By Paul Tarricone
All too often, our industry assumes that all constituencies have access to a baseline of effective lighting. When we take these minimum “table stakes” for granted, the approach becomes let’s use our skill to tame, deploy or leverage the lighting that is already at our disposal.
But what if it isn’t? What if all the lighting techniques, recommended practices and nuanced design we talk about in articles, webinars and at conferences are rendered moot because so many of the communities that could benefit are effectively blocked from good lighting? I kept returning to the essay on “Light & Justice” (September 2021) while our team assembled this edition of LD+A. The article is one step removed from the type of piece we typically publish—i.e., it doesn’t assume that good lighting is available to all.
Then it hit me: what Messrs. Bartholomew and Loeffler are really describing is light as a right, not a privilege. The article is essentially a metaphor for the Equal Protection Clause in the 14th Amendment to the U.S. Constitution. The Equal Protection Clause—which took effect in 1868, in the aftermath of the Civil War—provides “nor shall any State…deny to any person within its jurisdiction the equal protection of the laws.” It guarantees that individuals in similar situations be treated equally by the law. Substitute light for law and you have the essence of this essay.

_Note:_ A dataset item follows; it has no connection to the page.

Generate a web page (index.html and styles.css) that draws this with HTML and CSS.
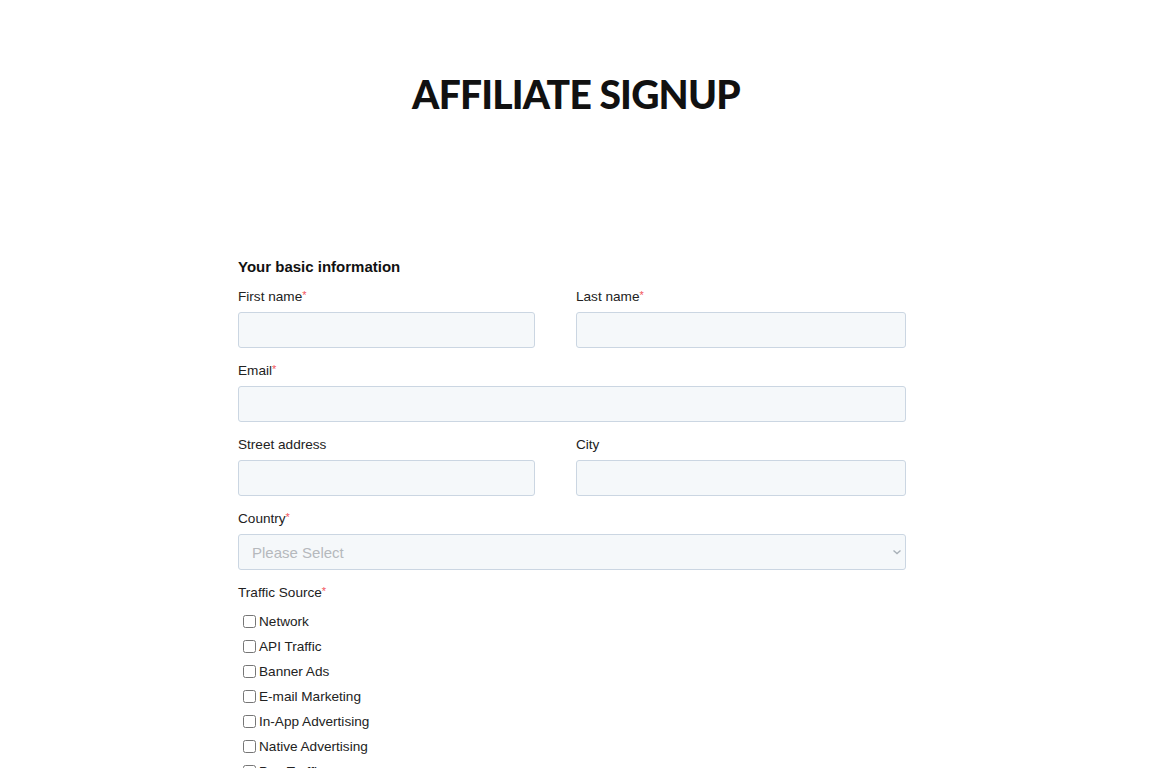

So, with that, here is my call to arms: Let’s develop an International Lighting Bill of Rights—a list of basic guarantees the industry is committed to supporting. Let’s broaden the scope of DEIR beyond companies to communities. As Bartholomew and Loeffler write, “The new IES Diversity, Equity, Inclusion, and Respect (DEIR) Committee is a big step in the right direction to grow beyond our predominantly white and mostly male membership and perspective…But workforce diversity will only address one aspect of this problem. It is an equitable design practice that can have the most significant impact on under-served communities.”